Matthew Wong soaks up painterly possibilities like a sponge to churn out something that is his own, modern and pulled together. Often cited inspirations include Post-Impressionism, Nabi, and Fauvism. Equally present in Matthew Wong’s work is a quest to understand what could a painting be in today’s world, the artist’s experimentation went from colors, patterns, perspective, and dimensions to scale, drawing from an enormous corpus of knowledge. Sometimes, the painter called to Eastern references to resolve these issues playing hide and seek with the viewer’s eye, as Chinese literati painters would have done.
Achieving Critical Acclaim
Social media has been an important tool for the artist’s creation and interaction with the larger artistic community. Wong had been active on Facebook, and his work attracted much attention and praise from well-known critics from Jerry Saltz and Roberta Smith to Eric Sutphin. The painter’s breakthrough moment came in 2018 with a solo show at New York’s Karma. Saltz commented that the show was “one of the most impressive solo New York debuts I’ve seen in a while.” Roberta Smith’s comment in the New York Times was even more touching and intimate, she thinks his work “was deeply nourishing: my life had been improved and I know other people who have had the same reaction. Such relatively unalloyed pleasure is almost as essential as food.”
Gone Too Soon: His Struggle And Death
Matthew Wong committed suicide at age 35, a shock and tragedy for the art world, devastated to see a star fall so quickly. It was shortly after he finished the works for a now-posthumous exhibition for Karma. By that time, he was already shown in a number of galleries in New York and Hong Kong, off to a very promising career. The show Blue features a series of paintings and works on paper, and the eponymous blue dominates these works. What is touching is the deeply resonant emotive quality of Wong’s work, so tender and pensive but in direct communion with the viewer. Wong’s mother, with whom he was very close, said that the artist “on the autism spectrum, had Tourette’s syndrome and had grappled with depression since childhood.”
Interest In Matthew Wong’s Work
In 2020, a small Untitled watercolor by Matthew Wong, dated 2018 and originally exhibited at Karma in New York that spring, was sold by Sotheby’s online as the opening lot of a contemporary art day sale. The hammer price went many times over its high estimate of 15,000 USD by finally settling down on 62,500 USD. The work in question is a calm still life basked in vermillion tones, the colors saturated and dreamlike. A few persimmons lay on the right side beside a candle and a glimpse of a vase with flowers.

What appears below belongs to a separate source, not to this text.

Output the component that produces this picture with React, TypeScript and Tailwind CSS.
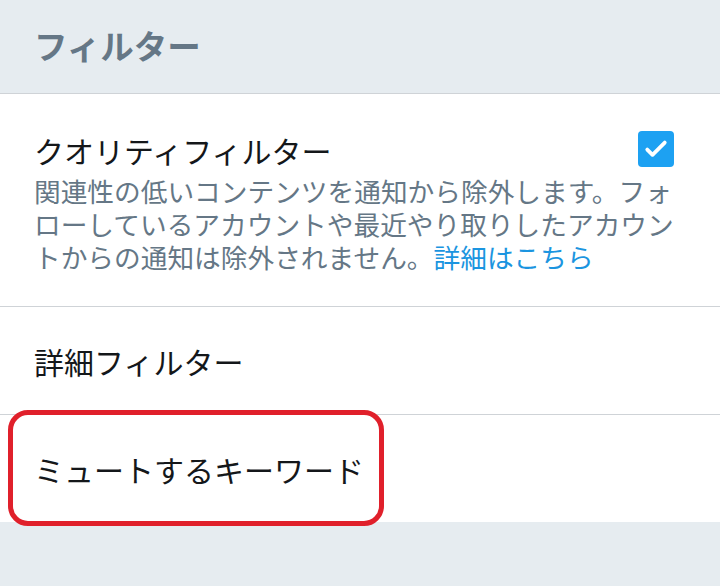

A couple of months later, another oil canvas painting titled Mood Room, also dated 2018 with the same provenance, achieved more than 800,000 USD at Phillips New York’s evening sale. This fine and gorgeous interior scene encapsulates what modern painting has come to incarnate both in its exquisite style and the irresistible mood emanating from the room. Within the span of a few days, another reached the million-dollar status at Sotheby’s contemporary art evening sale. Wong is not uncalled for success. Understandingly so, his career was too short with few works available on the market for those who enjoy his art.